You’ve seen them, possibly even in your own home. They’re hard to avoid these days. And while their numbers are impressive, those numbers are likely still on the rise, so you have time to get in on the action. No system is foolproof, and nothing happens without serious work, but I’m confident that if you are consistent and motivated, you can raise Ungrateful Children. Here are some steps to get you going, though they don’t need to be followed in order:
- Offer them some sort of gift or treat every time you take them out in public if they don’t throw a tantrum. Expecting good behavior most of the time is naive and unrealistic. This can obviously become expensive, so go ahead and get a second job to cushion the blow.
- Make up for their disappointments and losses by constantly apologizing and then distracting them by buying them more stuff. Never expect them to face disappointments realistically because the world revolves around them. (See next step.)
- Teach them that they are the center of their environments. The schedules, desires, and plans of others need to bend to meet your children’s dreams. Making sure they aren’t ever uncomfortable or bothered is a key element here.

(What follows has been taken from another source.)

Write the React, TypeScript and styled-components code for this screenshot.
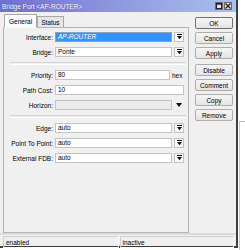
import React from 'react'
import styled, { createGlobalStyle } from 'styled-components'

const GlobalStyle = createGlobalStyle`
  html, body {
    margin: 0;
    padding: 0;
    background: #ffffff;
  }
  body {
    font-family: 'Liberation Sans', Arial, sans-serif;
    font-size: 6.5px;
    color: #000;
  }
`

const DropIcon = () => (
  <svg width="5" height="6" viewBox="0 0 5 6">
    <rect x="0" y="0" width="5" height="1" fill="#111" />
    <polygon points="0,2 5,2 2.5,5.2" fill="#111" />
  </svg>
)

const PlainArrow = () => (
  <svg width="6" height="4" viewBox="0 0 6 4">
    <polygon points="0,0 6,0 3,4" fill="#111" />
  </svg>
)

interface FieldRowProps {
  label: string
  value?: string
  width: number
  selected?: boolean
  disabled?: boolean
  trailing?: 'drop' | 'arrow' | 'hex'
}

const FieldRow = ({ label, value, width, selected, disabled, trailing }: FieldRowProps) => (
  <Row>
    <Label>{label}</Label>
    <Field $width={width} $selected={selected} $disabled={disabled}>
      {value}
    </Field>
    {trailing === 'drop' && (
      <DropButton>
        <DropIcon />
      </DropButton>
    )}
    {trailing === 'arrow' && (
      <ArrowSlot>
        <PlainArrow />
      </ArrowSlot>
    )}
    {trailing === 'hex' && <Unit>hex</Unit>}
  </Row>
)

const actions = ['OK', 'Cancel', 'Apply']
const extraActions = ['Disable', 'Comment', 'Copy', 'Remove']

const App = () => {
  return (
    <>
      <GlobalStyle />
      <Desktop>
        <BackWindow />
        <Window>
          <TitleBar>
            <Title>Bridge Port &lt;AP-ROUTER&gt;</Title>
            <TitleButtons>
              <TitleButton>
                <svg width="6" height="6" viewBox="0 0 6 6">
                  <rect x="0.5" y="0.5" width="5" height="5" fill="none" stroke="#222" />
                  <rect x="0.5" y="0.5" width="5" height="1.2" fill="#222" />
                </svg>
              </TitleButton>
              <TitleButton>
                <svg width="6" height="6" viewBox="0 0 6 6">
                  <path d="M0.5 0.5 L5.5 5.5 M5.5 0.5 L0.5 5.5" stroke="#222" strokeWidth="1.3" />
                </svg>
              </TitleButton>
            </TitleButtons>
          </TitleBar>
          <Body>
            <Main>
              <Tabs>
                <Tab $active>General</Tab>
                <Tab>Status</Tab>
              </Tabs>
              <Panel>
                <FieldRow label="Interface:" value="AP-ROUTER" width={117} selected trailing="drop" />
                <FieldRow label="Bridge:" value="Ponte" width={117} trailing="drop" />
                <Separator />
                <FieldRow label="Priority:" value="80" width={115} trailing="hex" />
                <FieldRow label="Path Cost:" value="10" width={129} />
                <FieldRow label="Horizon:" width={117} disabled trailing="arrow" />
                <Separator />
                <FieldRow label="Edge:" value="auto" width={117} trailing="drop" />
                <FieldRow label="Point To Point:" value="auto" width={117} trailing="drop" />
                <FieldRow label="External FDB:" value="auto" width={117} trailing="drop" />
              </Panel>
            </Main>
            <ButtonColumn>
              <ButtonGroup>
                {actions.map((a) => (
                  <ActionButton key={a} $default={a === 'OK'}>
                    {a}
                  </ActionButton>
                ))}
              </ButtonGroup>
              <ButtonGroup>
                {extraActions.map((a) => (
                  <ActionButton key={a}>{a}</ActionButton>
                ))}
              </ButtonGroup>
            </ButtonColumn>
          </Body>
          <StatusBar>
            <StatusCell $width={116}>enabled</StatusCell>
            <StatusCell $width={115}>inactive</StatusCell>
          </StatusBar>
        </Window>
      </Desktop>
    </>
  )
}

const Desktop = styled.div`
  position: relative;
  width: 245px;
  height: 250px;
  background: #ffffff;
  overflow: hidden;
`

const BackWindow = styled.div`
  position: absolute;
  left: 239px;
  top: 121px;
  width: 20px;
  height: 140px;
  border-top: 1px solid #b8b8b8;
  border-left: 1px solid #c8c8c8;
  background: #ffffff;
`

const Window = styled.div`
  position: relative;
  box-sizing: border-box;
  width: 238px;
  height: 248px;
  background: #f0f0f0;
  border-right: 2px solid #3f3f3f;
  border-bottom: 2px solid #3f3f3f;
  display: flex;
  flex-direction: column;
`

const TitleBar = styled.div`
  height: 12px;
  flex: none;
  display: flex;
  align-items: center;
  justify-content: space-between;
  padding: 0 4px 0 2px;
  background: linear-gradient(to right, #6e70cf 0%, #8c94dc 45%, #a9c2ee 100%);
`

const Title = styled.div`
  color: #ffffff;
  font-size: 6.5px;
  white-space: nowrap;
  text-shadow: 0 0 1px rgba(40, 40, 110, 0.6);
`

const TitleButtons = styled.div`
  display: flex;
  gap: 1px;
`

const TitleButton = styled.div`
  box-sizing: border-box;
  width: 8px;
  height: 8px;
  display: flex;
  align-items: center;
  justify-content: center;
  background: #e4e4e4;
  border: 1px solid #6a6a6a;
`

const Body = styled.div`
  flex: none;
  height: 221px;
  display: flex;
  padding-left: 3px;
  padding-right: 3px;
  gap: 6px;
`

const Main = styled.div`
  width: 186px;
  display: flex;
  flex-direction: column;
`

const Tabs = styled.div`
  display: flex;
  align-items: flex-end;
  height: 14px;
  padding-left: 1px;
  margin-top: 1px;
`

const Tab = styled.div<{ $active?: boolean }>`
  box-sizing: border-box;
  height: ${({ $active }) => ($active ? '14px' : '11px')};
  padding: 0 ${({ $active }) => ($active ? '4px' : '3px')};
  display: flex;
  align-items: center;
  background: ${({ $active }) => ($active ? '#fafafa' : '#e6e6e6')};
  border: 1px solid #a8a8a8;
  border-bottom: ${({ $active }) => ($active ? '1px solid #fafafa' : 'none')};
  margin-bottom: ${({ $active }) => ($active ? '-1px' : '0')};
  position: relative;
  z-index: ${({ $active }) => ($active ? 1 : 0)};
`

const Panel = styled.div`
  box-sizing: border-box;
  flex: 1;
  border: 1px solid #b4b4b4;
  background: #f0f0f0;
  padding: 4px 0 0 0;
  display: flex;
  flex-direction: column;
  gap: 5px;
`

const Row = styled.div`
  display: flex;
  align-items: center;
  height: 10px;
  gap: 2px;
`

const Label = styled.div`
  width: 49px;
  text-align: right;
  white-space: nowrap;
`

const Field = styled.div<{ $width: number; $selected?: boolean; $disabled?: boolean }>`
  box-sizing: border-box;
  width: ${({ $width }) => $width}px;
  height: 10px;
  line-height: 8px;
  padding-left: 2px;
  border: 1px solid ${({ $selected }) => ($selected ? '#7aa7d8' : '#c4c4c4')};
  background: ${({ $selected, $disabled }) => ($selected ? '#3392ff' : $disabled ? '#ebebeb' : '#ffffff')};
  color: ${({ $selected }) => ($selected ? '#ffffff' : '#000000')};
  font-style: ${({ $selected }) => ($selected ? 'italic' : 'normal')};
  white-space: nowrap;
`

const DropButton = styled.div`
  box-sizing: border-box;
  width: 10px;
  height: 10px;
  display: flex;
  align-items: center;
  justify-content: center;
  background: #f7f7f7;
  border: 1px solid #c4c4c4;
`

const ArrowSlot = styled.div`
  width: 10px;
  height: 10px;
  display: flex;
  align-items: center;
  justify-content: center;
`

const Unit = styled.div`
  padding-left: 0;
`

const Separator = styled.div`
  height: 1px;
  margin: 0 2px 0 6px;
  border-top: 1px solid #d4d4d4;
  border-bottom: 1px solid #ffffff;
`

const ButtonColumn = styled.div`
  width: 38px;
  padding-top: 5px;
  display: flex;
  flex-direction: column;
  gap: 5px;
`

const ButtonGroup = styled.div`
  display: flex;
  flex-direction: column;
  gap: 3px;
`

const ActionButton = styled.div<{ $default?: boolean }>`
  box-sizing: border-box;
  height: 12px;
  display: flex;
  align-items: center;
  justify-content: center;
  border: 1px solid ${({ $default }) => ($default ? '#707070' : '#adadad')};
  border-radius: 2px;
  background: linear-gradient(to bottom, #f6f6f6, #e4e4e4);
  white-space: nowrap;
`

const StatusBar = styled.div`
  flex: none;
  display: flex;
  gap: 1px;
  padding: 1px 2px 0 3px;
  margin-top: 0;
  border-top: 2px solid #dcdcdc;
  height: 12px;
`

const StatusCell = styled.div<{ $width: number }>`
  box-sizing: border-box;
  width: ${({ $width }) => $width}px;
  height: 12px;
  padding-left: 2px;
  display: flex;
  align-items: center;
  border: 1px solid #d0d0d0;
  border-right-color: #ffffff;
  border-bottom-color: #ffffff;
`

export default App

- “Require” them to do chores, but finish doing the work yourself when they protest that they’re tired or that the chore is too hard. By the time they’re adults, they might not know how to function independently, but will definitely know that you tried hard not to upset them. You’re winning, Mom!
- When you’ve prepared a meal for your family, be sure to pay attention to their possible disapproval. Don’t hesitate to leave your meal uneaten while you make your children PB&J sandwiches or heat up some chicken nuggets. You don’t want them to learn to hate dinner, do you?
- Work on your negotiation skills so that you’ll eventually succeed in convincing them to: clean their rooms, eat their vegetables, brush their teeth, finish their homework, etc. Demanding removes autonomy. Try to imagine you’re kissing up to your boss as a way to convince him or her to make you a full partner. Now practice with your kids.
- Apologize or complain about gifts others give your children that are unpleasant, underwhelming, or unwanted. High standards might seem elitist to some, but why should your children have to suffer gifts they didn’t specifically request or aren’t on trend? Plus, what if their friends find out? Don’t be the one to ruin their reputations.
- Replace, at your expense, any belongings they lose or damage. Your children need to know that you care as much about their precious toys as they do, and that you are equally distraught when their things are gone.
Keep in mind that the cumulative effect of following these steps won’t be fully evident overnight. But rest assured, one day you will wake up and realize that you have an Ungrateful Child, possibly more than one, and that the results are mostly permanent. I’d recommend that you go celebrate, but you’ll most likely be busy finishing a science project for one of your kids at 2:00 a.m.